The commanding officer of the PLA battalion deployed in eastern Ladakh and his second-in-command died in the violent faceoff between Chinese and Indian soldiers in the Galwan area of eastern Ladakh on Monday, people familiar with the developments said on Friday. China has confirmed that the People’s Liberation Army (PLA) suffered casualties but has dodged repeated questions from international media about details of the clash.
Twenty Indian soldiers including a colonel-ranked officer were killed in the violent scrap, the first Indian casualties in a clash with the PLA in 45 years.
“This was the first clash of its kind on the Line of Actual Control because India has the capability and the will to stand up to an aggressive China,” a top military commander told Hindustan Times.
Chinese troops, which had mobilised soldiers along the Line of Actual Control and set up a stand-off with India for nearly six weeks, refused to back down in line with the understanding reached between top commanders of the two armies on June 6. What started off as an argument between local commanders of the two sides on June 15 evening after the PLA attempted to build a structure on the Indian side during the de-escalation process soon spiralled into a full-blown fisticuffs.
A senior government official said the PLA clearly was attempting to execute its “Walk in Strategy” in Galwan. But this was contested and China had to pay the price with equal, if not more. According to inputs available with South Block, the PLA had to evacuate nearly 35 soldiers and officers who were either injured or had died in the clash.
“Our information indicates that the Chinese side lost the commanding officer of the battalion deployed near Patrolling Point 14 of the Galwan region where the two armies clashed. The battalion’s second-in-command also died in the incident,” a senior official at South Block said.
India has blamed China for the clash, underscoring that the Chinese side had “unilaterally attempted to change the status quo there” and took “premeditated and planned action that was directly responsible for the resulting violence and casualties suffered by both sides”.

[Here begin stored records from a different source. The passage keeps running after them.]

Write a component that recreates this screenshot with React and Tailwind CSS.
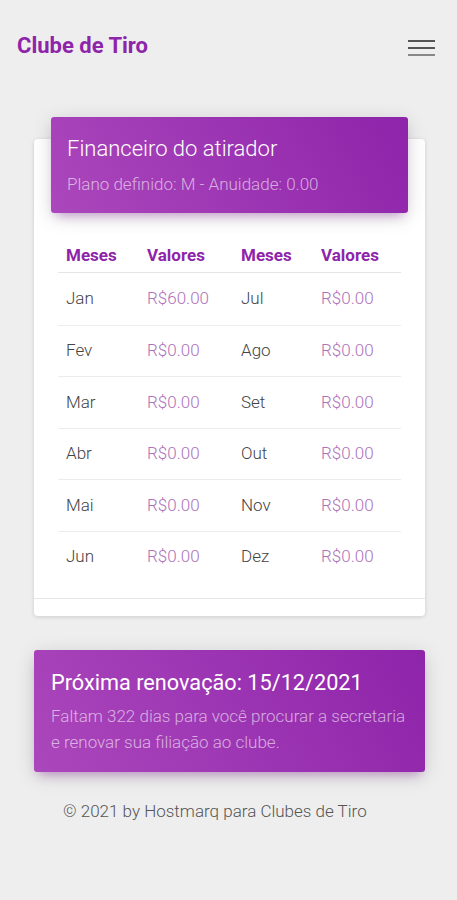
import React from 'react';

const rows = [
    ['Jan', 'R$60.00', 'Jul', 'R$0.00'],
    ['Fev', 'R$0.00', 'Ago', 'R$0.00'],
    ['Mar', 'R$0.00', 'Set', 'R$0.00'],
    ['Abr', 'R$0.00', 'Out', 'R$0.00'],
    ['Mai', 'R$0.00', 'Nov', 'R$0.00'],
    ['Jun', 'R$0.00', 'Dez', 'R$0.00'],
];

export default function App() {
    return (
        <div className="min-h-[900px] w-full bg-[#eeeeee] font-['Roboto',sans-serif] text-[#333]">
            {/* Navbar */}
            <div className="flex items-center justify-between pl-[17px] pr-[22px] pt-[31px] h-[60px]">
                <span className="text-[22px] font-bold text-[#8e24aa] leading-none">Clube de Tiro</span>
                <div className="flex flex-col gap-[5px] w-[27px] mt-[4px]">
                    <span className="h-[2px] bg-[#555]" />
                    <span className="h-[2px] bg-[#555]" />
                    <span className="h-[2px] bg-[#888]" />
                </div>
            </div>

            <div className="pl-[34px] pr-[32px] pt-[79px]">
                {/* Financeiro card */}
                <div className="bg-white rounded-[4px] shadow-[0_1px_4px_rgba(0,0,0,0.14)]">
                    <div className="mx-[17px] -translate-y-[22px] h-[96px] -mb-[22px] rounded-[3px] bg-[linear-gradient(60deg,#ab47bc,#8e24aa)] shadow-[0_4px_20px_rgba(0,0,0,0.14),0_7px_10px_-5px_rgba(156,39,176,0.4)] px-[16px] pt-[18px]">
                        <div className="text-[22px] font-light leading-[28px] text-white">Financeiro do atirador</div>
                        <div className="mt-[10px] text-[17px] font-light leading-[22px] text-white/60">Plano definido: M - Anuidade: 0.00</div>
                    </div>

                    <div className="px-[24px] pt-[26px] pb-[16px]">
                        <div className="grid grid-cols-[81px_94px_80px_88px] h-[34px] items-center border-b border-[#e6e6e6] text-[17px] font-bold text-[#8e24aa]">
                            <span className="pl-[8px]">Meses</span>
                            <span className="pl-[8px]">Valores</span>
                            <span className="pl-[8px]">Meses</span>
                            <span className="pl-[8px]">Valores</span>
                        </div>
                        {rows.map((r, i) => (
                            <div
                                key={r[0]}
                                className={`grid grid-cols-[81px_94px_80px_88px] h-[51.5px] items-center text-[17px] font-light ${i > 0 ? 'border-t border-[#ececec]' : ''}`}
                            >
                                <span className="pl-[8px] text-[#444]">{r[0]}</span>
                                <span className="pl-[8px] text-[#ad72b9]">{r[1]}</span>
                                <span className="pl-[8px] text-[#444]">{r[2]}</span>
                                <span className="pl-[8px] text-[#ad72b9]">{r[3]}</span>
                            </div>
                        ))}
                    </div>
                    <div className="h-[18px] border-t border-[#e6e6e6]" />
                </div>

                {/* Renovação card */}
                <div className="mt-[34px] h-[122px] rounded-[3px] bg-[linear-gradient(60deg,#ab47bc,#8e24aa)] shadow-[0_4px_20px_rgba(0,0,0,0.14),0_7px_10px_-5px_rgba(156,39,176,0.4)] px-[17px] pt-[19px]">
                    <div className="text-[21.7px] leading-[28px] text-white">Próxima renovação: 15/12/2021</div>
                    <div className="mt-[6px] text-[17px] font-light leading-[26px] text-white/60">
                        Faltam 322 dias para você procurar a secretaria e renovar sua filiação ao clube.
                    </div>
                </div>

                <div className="pl-[29px] mt-[27px] text-[17px] text-[#555] font-light">
                    © 2021 by Hostmarq para Clubes de Tiro
                </div>
            </div>
        </div>
    );
}
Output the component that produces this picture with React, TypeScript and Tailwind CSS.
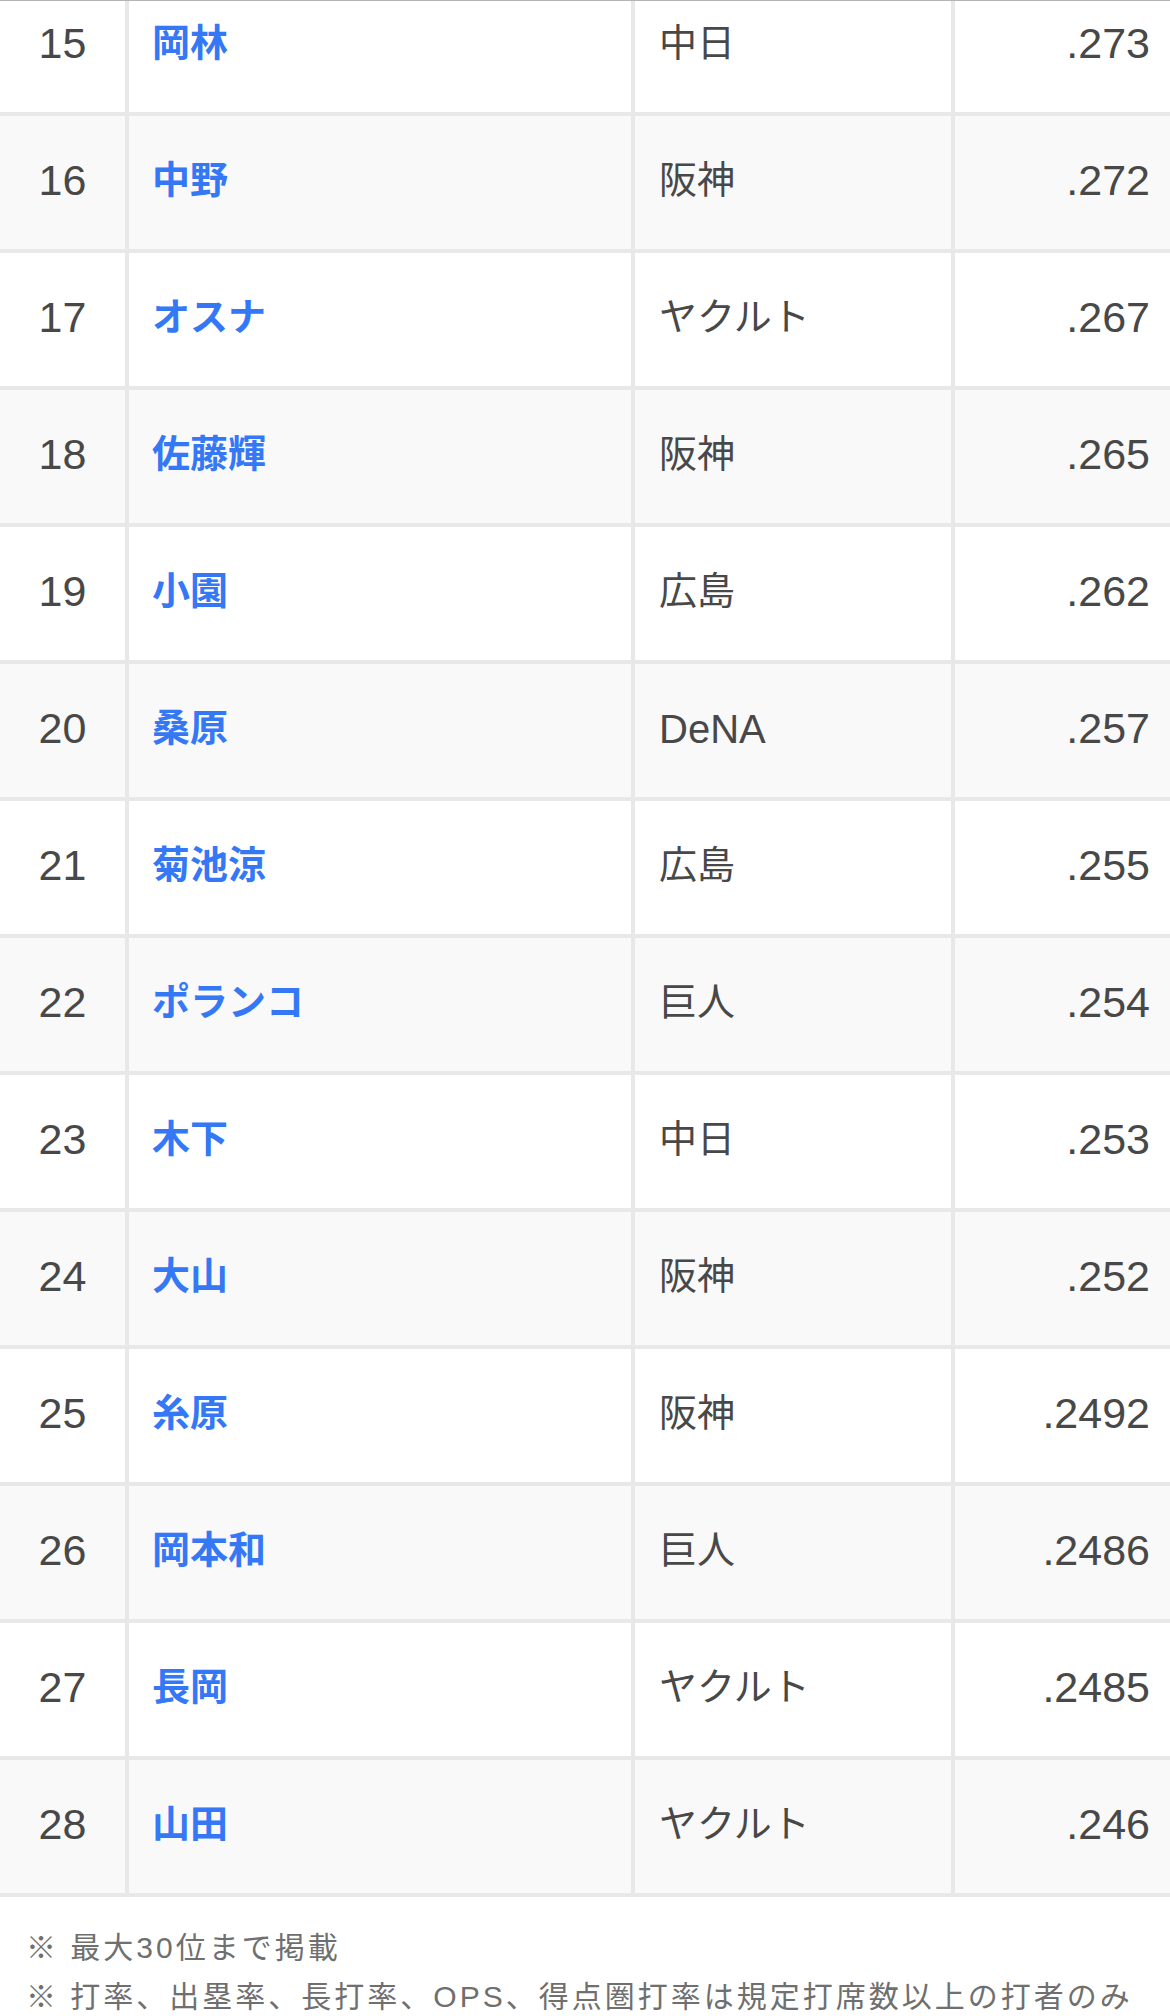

Officials said the bloody face-off at Galwan would be a turning point in relations between the two countries, not just because of the bitterness that is likely to creep into relations between the two giants but also because of the message that it had sent.
“This face-off has demonstrated that Ladakh isn’t the South China Sea where the Chinese would be able to unilaterally change the status quo,” one of them said.
It also marks a perceptible shift in the way India handles issues relating to the border and sovereignty, he said.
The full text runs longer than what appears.